A former PG&E employee, Davoyan was involved in a physical altercation for which he was convicted, leading to his termination. During the legal battle, he was promoted at PG&E three times. He spent his subsequent incarceration drafting a business plan to replicate the energy-efficiency work he had done for agricultural clients at PG&E.

“While I was incarcerated…I put together a business plan,” he said. “I wrote a business plan that I would be doing something similar to what I did at PG&E.”

His early experience managing large agricultural accounts at PG&E, which included helping dairies, food processors and other businesses shift to LED lighting and more efficient machinery, made his goal at NRG Incentives clear — build on his skills as a former rebate consultant and incorporate the other two phases of successful business development into his new company.

“I went from just doing rebate consulting to putting all three phases together — sales, contracting and financing — the three core business operational needs,” he said. “I consider myself a rebate consultant — that’s how the name ‘NRG Incentives’ came about.”

Davoyan said that the company quickly evolved past rebates alone, adding distribution, contracting and financing to create the complete, all-in-one business model that NRG Incentives follows.

He landed his first client, Ed Kashian, a $100,000 rebate in his remodel of the Rowell Building in Downtown Fresno, he said. Since then, he has continued to work with Kashian along with a number of other business owners and developers.

Davoyan said he is able to retain such large clients and outpace the competition by maintaining a fast-pay, personal approach, leveraging his accounts to manage his buying power.

“My workaround for procurement is I don’t ask for terms,” he said. “When I process a [purchase order], I pay on the spot. That puts me ahead of everybody else that needs terms.”

While rebates once formed the heart of the business, Davoyan said that programs have become more complicated — and in many places disappeared altogether.

Southern California Edison, for example, had not offered rebates for seven years until this year, presenting a new opportunity for NRG Incentives to expand.

“The biggest difference is the cost of power,” he said, adding that the average difference generally favors Southern California Edison over PG&E by 20 to 30 percent. “That’s why you’ve seen the city of Visalia sprawl in terms of industrial.”

The timing of the return of rebate programs from Southern California Edison aligns with new state regulations such as AB 2208, which bans the sale and distribution of fluorescent bulbs in 2025.

Davoyan said that shift is already pushing more businesses to consider LED upgrades.

“The 2025 implementation of AB 2208, which banned the sale and distribution of fluorescent lightbulbs, also helps expand NRG Incentives’ clientele in Southern California where the rebate and requirement have lined up hand-in-hand in terms of timing,” he said.

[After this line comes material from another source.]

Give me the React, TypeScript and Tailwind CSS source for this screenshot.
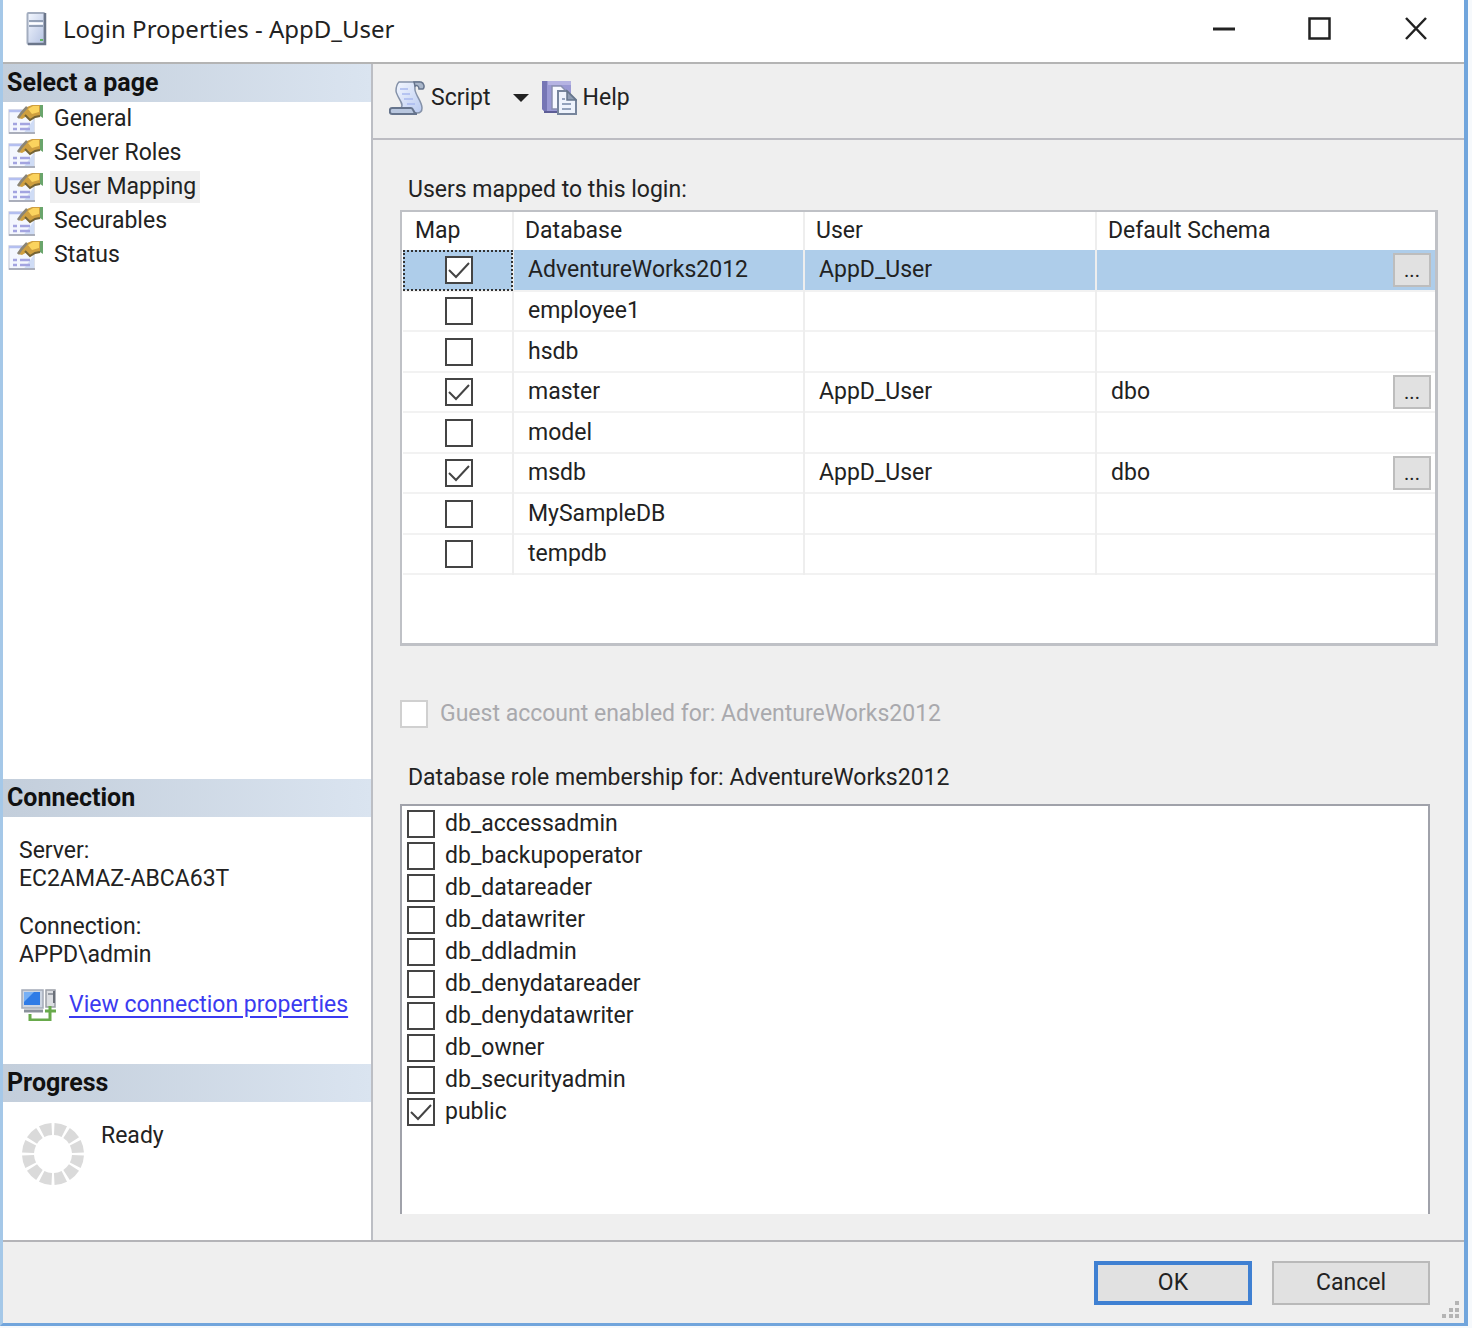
import React, { useState } from 'react';

const pages = ['General', 'Server Roles', 'User Mapping', 'Securables', 'Status'];

const databases = [
  { name: 'AdventureWorks2012', mapped: true, user: 'AppD_User', schema: '' },
  { name: 'employee1', mapped: false, user: '', schema: '' },
  { name: 'hsdb', mapped: false, user: '', schema: '' },
  { name: 'master', mapped: true, user: 'AppD_User', schema: 'dbo' },
  { name: 'model', mapped: false, user: '', schema: '' },
  { name: 'msdb', mapped: true, user: 'AppD_User', schema: 'dbo' },
  { name: 'MySampleDB', mapped: false, user: '', schema: '' },
  { name: 'tempdb', mapped: false, user: '', schema: '' },
];

const roles = [
  'db_accessadmin',
  'db_backupoperator',
  'db_datareader',
  'db_datawriter',
  'db_ddladmin',
  'db_denydatareader',
  'db_denydatawriter',
  'db_owner',
  'db_securityadmin',
  'public',
];

function App() {
  const [page, setPage] = useState('User Mapping');

  return (
    <div className="min-h-screen flex flex-col bg-[#f6f9fc] pr-1 pb-0.5 font-['Roboto','Liberation_Sans',sans-serif] text-[23px] leading-7 text-[#222]">
      <div className="flex-1 flex flex-col bg-[#efefef] border-l-3 border-l-[#a5c8e8] border-r-4 border-r-[#71a5dc] border-b-3 border-b-[#71a5dc]">
        <TitleBar />
        <div className="flex-1 flex border-b-2 border-[#b4b4b8]">
          <aside className="w-[370px] shrink-0 flex flex-col bg-white border-r-2 border-[#bcbec4]">
            <PanelHeader title="Select a page" />
            <nav className="flex-1 px-1">
              {pages.map((name) => (
                <button
                  key={name}
                  type="button"
                  onClick={() => setPage(name)}
                  className="flex h-[34px] w-full items-center gap-1.5 text-left"
                >
                  <PropertiesIcon />
                  <span className={name === page ? 'bg-[#efefef] px-1 py-0.5' : 'px-1 py-0.5'}>{name}</span>
                </button>
              ))}
            </nav>

            <PanelHeader title="Connection" />
            <div className="h-[247px] px-4 pt-5">
              <p>Server:</p>
              <p>EC2AMAZ-ABCA63T</p>
              <p className="mt-5">Connection:</p>
              <p>APPD\admin</p>
              <div className="mt-5 flex items-center gap-3">
                <ConnectionIcon />
                <a
                  href="#connection"
                  className="whitespace-nowrap text-[#3b3bf0] underline underline-offset-4 decoration-2"
                >
                  View connection properties
                </a>
              </div>
            </div>

            <PanelHeader title="Progress" />
            <div className="flex h-[138px] gap-4 px-4 pt-5">
              <ProgressRing />
              <p>Ready</p>
            </div>
          </aside>

          <main className="flex-1 flex flex-col">
            <div className="flex h-[76px] items-center border-b-2 border-[#bcbcc2] px-4 pb-1.5">
              <button type="button" className="flex items-center gap-1.5">
                <ScriptIcon />
                Script
                <svg className="ml-4 w-4 h-2" viewBox="0 0 16 8">
                  <path d="M0 0h16L8 8z" fill="#222" />
                </svg>
              </button>
              <button type="button" className="ml-3 flex items-center gap-1.5">
                <HelpIcon />
                Help
              </button>
            </div>

            <div className="flex-1 flex flex-col pl-[27px] pr-[26px] pb-[26px] pt-9">
              <h2 className="px-2">Users mapped to this login:</h2>
              <UserTable />

              <label className="mt-[54px] flex items-center gap-3 text-[#a9a9ad]">
                <CheckBox disabled />
                Guest account enabled for: AdventureWorks2012
              </label>

              <h2 className="mt-9 px-2">Database role membership for: AdventureWorks2012</h2>
              <ul className="mt-3 mr-2 flex-1 border-2 border-b-0 border-[#a0a2aa] bg-white px-[5px] pt-0.5">
                {roles.map((role) => (
                  <li key={role}>
                    <label className="flex h-8 items-center gap-2.5">
                      <CheckBox defaultChecked={role === 'public'} />
                      {role}
                    </label>
                  </li>
                ))}
              </ul>
            </div>
          </main>
        </div>

        <footer className="relative flex h-[81px] justify-end gap-5 px-[34px] pt-[19px]">
          <button type="button" className="h-11 w-[158px] border-4 border-[#3f80d2] bg-[#e1e1e1]">
            OK
          </button>
          <button type="button" className="h-11 w-[158px] border-2 border-[#b9b9b9] bg-[#e1e1e1]">
            Cancel
          </button>
          <svg className="absolute bottom-1 right-1 h-[18px] w-[18px]" viewBox="0 0 18 18" fill="#b4b4b4">
            <path d="M13 0h4v4h-4zM7 7h4v4H7zM13 7h4v4h-4zM0 13h4v4H0zM7 13h4v4H7zM13 13h4v4h-4z" />
          </svg>
        </footer>
      </div>
    </div>
  );
}

function TitleBar() {
  return (
    <header className="flex h-[64px] items-center border-b-2 border-[#b4b4b4] bg-white pl-5 pb-1">
      <ServerIcon />
      <h1 className="ml-4 flex-1 font-['Noto_Sans','Open_Sans',sans-serif] text-2xl">Login Properties - AppD_User</h1>
      <div className="flex text-[#222]">
        <button type="button" aria-label="Minimize" className="flex h-14 w-24 items-center justify-center">
          <svg width="24" height="24" viewBox="0 0 24 24">
            <path d="M1 12h22" stroke="currentColor" strokeWidth="3" />
          </svg>
        </button>
        <button type="button" aria-label="Maximize" className="flex h-14 w-24 items-center justify-center">
          <svg width="24" height="24" viewBox="0 0 24 24" fill="none">
            <path d="M1.500 1.500h20v20h-20z" stroke="currentColor" strokeWidth="2.5" />
          </svg>
        </button>
        <button type="button" aria-label="Close" className="flex h-14 w-24 items-center justify-center">
          <svg width="24" height="24" viewBox="0 0 24 24">
            <path d="M2 1l20 21M22 1L2 22" stroke="currentColor" strokeWidth="2.5" />
          </svg>
        </button>
      </div>
    </header>
  );
}

function PanelHeader({ title }: { title: string }) {
  return (
    <h2 className="h-[38px] shrink-0 bg-linear-to-r from-[#c3cedb] to-[#dae4f0] px-1 text-[25px] leading-[38px] font-bold text-[#111]">
      {title}
    </h2>
  );
}

function CheckBox(props: React.InputHTMLAttributes<HTMLInputElement>) {
  return (
    <span className="inline-grid shrink-0">
      <input
        type="checkbox"
        className="peer col-start-1 row-start-1 h-7 w-7 appearance-none border-2 border-[#444] bg-white disabled:border-[#d0d0d0]"
        {...props}
      />
      <svg
        className="pointer-events-none invisible col-start-1 row-start-1 h-7 w-7 peer-checked:visible"
        viewBox="0 0 28 28"
        fill="none"
      >
        <path d="M4 14l7 7L24 7" stroke="#444" strokeWidth="2" />
      </svg>
    </span>
  );
}

function UserTable() {
  return (
    <div className="mt-1.5 h-[436px] border-2 border-r-3 border-b-3 border-[#bfc1c6] bg-white pl-px">
      <table className="w-full table-fixed border-collapse text-left">
        <thead>
          <tr className="h-[38px]">
            <th className="w-[110px] border-r-2 border-[#eee] py-0 pl-3 font-normal">Map</th>
            <th className="w-[291px] border-r-2 border-[#eee] py-0 pl-[11px] font-normal">Database</th>
            <th className="w-[292px] border-r-2 border-[#eee] py-0 pl-[11px] font-normal">User</th>
            <th className="py-0 pl-[11px] font-normal">Default Schema</th>
          </tr>
        </thead>
        <tbody>
          {databases.map((db, i) => (
            <tr
              key={db.name}
              className={
                i === 0
                  ? 'h-[41px] border-b-2 border-[#f2f2f2] bg-[#aecdea]'
                  : 'h-[41px] border-b-2 border-[#f2f2f2] even:h-[40px]'
              }
            >
              <td
                className={
                  i === 0
                    ? 'border-r-2 border-[#eee] p-0 outline-2 -outline-offset-2 outline-dotted outline-[#333]'
                    : 'border-r-2 border-[#eee] p-0'
                }
              >
                <div className="flex justify-center pl-0.5">
                  <CheckBox defaultChecked={db.mapped} aria-label={`Map ${db.name}`} />
                </div>
              </td>
              <td className="border-r-2 border-[#eee] py-0 pl-3.5">{db.name}</td>
              <td className="border-r-2 border-[#eee] py-0 pl-3.5">{db.user}</td>
              <td className="py-0 pl-3.5 pr-1">
                <div className="flex items-center justify-between">
                  <span>{db.schema}</span>
                  {db.mapped && (
                    <button
                      type="button"
                      aria-label={`Browse schema for ${db.name}`}
                      className="h-[34px] w-[38px] border-2 border-[#bdbdbd] bg-[#e1e1e1] text-xl leading-7"
                    >
                      ...
                    </button>
                  )}
                </div>
              </td>
            </tr>
          ))}
        </tbody>
      </table>
    </div>
  );
}

function ServerIcon() {
  return (
    <svg className="h-9 w-6 shrink-0" viewBox="0 0 24 36">
      <defs>
        <linearGradient id="server" x1="0" y1="0" x2="1" y2="1">
          <stop offset="0" stopColor="#f4f8ff" />
          <stop offset="1" stopColor="#b4c2e2" />
        </linearGradient>
      </defs>
      <rect x="4.5" y="2" width="17" height="31" rx="1" fill="url(#server)" stroke="#a3adbf" strokeWidth="2" />
      <path d="M22 2v31H5" fill="none" stroke="#6b768a" strokeWidth="2.5" />
      <path d="M6 10h14M6 15h14" stroke="#7c8aa2" strokeWidth="1.5" />
      <path d="M6 12.5h14" stroke="#fff" strokeWidth="2" />
      <path d="M17 29h3" stroke="#62b562" strokeWidth="2" />
    </svg>
  );
}

function PropertiesIcon() {
  return (
    <svg className="ml-px h-8 w-9 shrink-0" viewBox="0 0 36 32">
      <rect x="1" y="7" width="25" height="23" fill="#f4f7fe" stroke="#d3d7e2" strokeWidth="1.5" />
      <path d="M16 29.5h10V16z" fill="#cfdcf5" />
      <path d="M1 8h13" stroke="#b4bff0" strokeWidth="2.5" />
      <path d="M1 30h26" stroke="#9a9eab" strokeWidth="1.5" />
      <path d="M5 21h4M5 26h4M12 21h10M12 26h10" stroke="#a3a4e0" strokeWidth="2.5" />
      <path d="M10 15c3-5 6-8 9-11l5-2h8v11l-5 1-4 3-4-4-5 3z" fill="#cf9f3f" />
      <path d="M10 15c3-5 6-8 9-11" fill="none" stroke="#8b8575" strokeWidth="2.5" />
      <path d="M20 6l5-3h6v6l-7 2z" fill="#fbd35e" />
      <path d="M17 12l5 5 5-3 5-1" fill="none" stroke="#756333" strokeWidth="2" />
      <path d="M32 2h3v13l-3-2z" fill="#6aa56c" />
    </svg>
  );
}

function ScriptIcon() {
  return (
    <svg className="h-9 w-9 shrink-0" viewBox="0 0 36 36">
      <defs>
        <linearGradient id="paper" x1="0" y1="0" x2="1" y2="1">
          <stop offset="0" stopColor="#f3f7ff" />
          <stop offset="1" stopColor="#b9caf0" />
        </linearGradient>
      </defs>
      <path
        d="M10 2h21c-4 1-6 4-5 8 1 6 7 12 7 18 0 3-2 5-5 5H14l-2-5c4-4-4-10-5-17 0-4 1-7 3-9z"
        fill="url(#paper)"
        stroke="#8491a8"
        strokeWidth="1.5"
      />
      <path d="M25 2h7c3 1 4 5 2 7h-4c0-3-2-4-4-3z" fill="#aab7ca" stroke="#66748c" strokeWidth="1.5" />
      <path d="M3 28h19c3 0 2 6 6 6H3c-3 0-3-6 0-6z" fill="#b9c7df" stroke="#66748c" strokeWidth="2" />
      <path d="M11 9h8M13 14h8M15 19h9M18 24h8" stroke="#a9b9ee" strokeWidth="1.5" />
    </svg>
  );
}

function HelpIcon() {
  return (
    <svg className="h-9 w-9 shrink-0" viewBox="0 0 36 36">
      <path d="M1 1h29v31H4l-3-3z" fill="#9a99d4" />
      <path d="M1 1h5v31H4l-3-3z" fill="#7676b5" />
      <path d="M7 1h23v4H7z" fill="#b5b3e2" />
      <path d="M3 32h15" stroke="#5d5d96" strokeWidth="2" />
      <path d="M11 6h9l4 4v19H11z" fill="#f7f9ff" stroke="#8a90b0" strokeWidth="1.5" />
      <path d="M17 11h9l9 9v14H17z" fill="#eef3fc" stroke="#77859c" strokeWidth="2" />
      <path d="M26 11v9h9z" fill="#8f9db3" stroke="#66758c" strokeWidth="1.5" />
      <path d="M21 19h3M21 24h9M21 29h9" stroke="#93a2bc" strokeWidth="2" />
    </svg>
  );
}

function ConnectionIcon() {
  return (
    <svg className="ml-0.5 h-8 w-9 shrink-0" viewBox="0 0 36 32">
      <rect x="25" y="1" width="9" height="17" fill="#dcdee2" stroke="#9a9ea6" strokeWidth="1.5" />
      <path d="M27 5h5" stroke="#80868f" strokeWidth="1.5" />
      <path d="M33 2v12" stroke="#6a6f78" strokeWidth="2" />
      <rect x="1" y="1" width="21" height="18" fill="#cdd5e2" stroke="#a4abb8" strokeWidth="1.5" />
      <rect x="3" y="3" width="16" height="13" fill="#2f7be6" />
      <path d="M3 3h10L3 13z" fill="#77b0f5" />
      <path d="M3 22h19" stroke="#8b919c" strokeWidth="3" />
      <path d="M9 25v6h20V17M24 22h11" fill="none" stroke="#68aa4b" strokeWidth="3" />
    </svg>
  );
}

function ProgressRing() {
  return (
    <svg className="ml-0.5 h-16 w-16 shrink-0" viewBox="0 0 64 64">
      <circle
        cx="32"
        cy="32"
        r="25"
        fill="none"
        stroke="#dadada"
        strokeWidth="12"
        pathLength="120"
        strokeDasharray="8 2"
        strokeDashoffset="-1"
      />
    </svg>
  );
}

export default App;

The utilities in Southern California, Davoyan said, are often more cutting-edge, crediting Southern California Edison’s leadership as forward thinking in terms of energy efficiency and incentive programs.

Since its founding in 2017, Davoyan hopes to continue to grow the company, working with contractors, lenders and businesses to continue building on a model that has encompassed his entire career, first at PG&E, and now with his own business.

“When I got out, I just replicated that business and charged for my service,” he said. “I considered myself a rebate consultant — that’s how the name ‘NRG Incentives’ came about.”

His strategies, he said, has helped keep NRG Incentives’ projects on time and clients satisfied — all while growing a business that started from one man’s decision to chart his own course.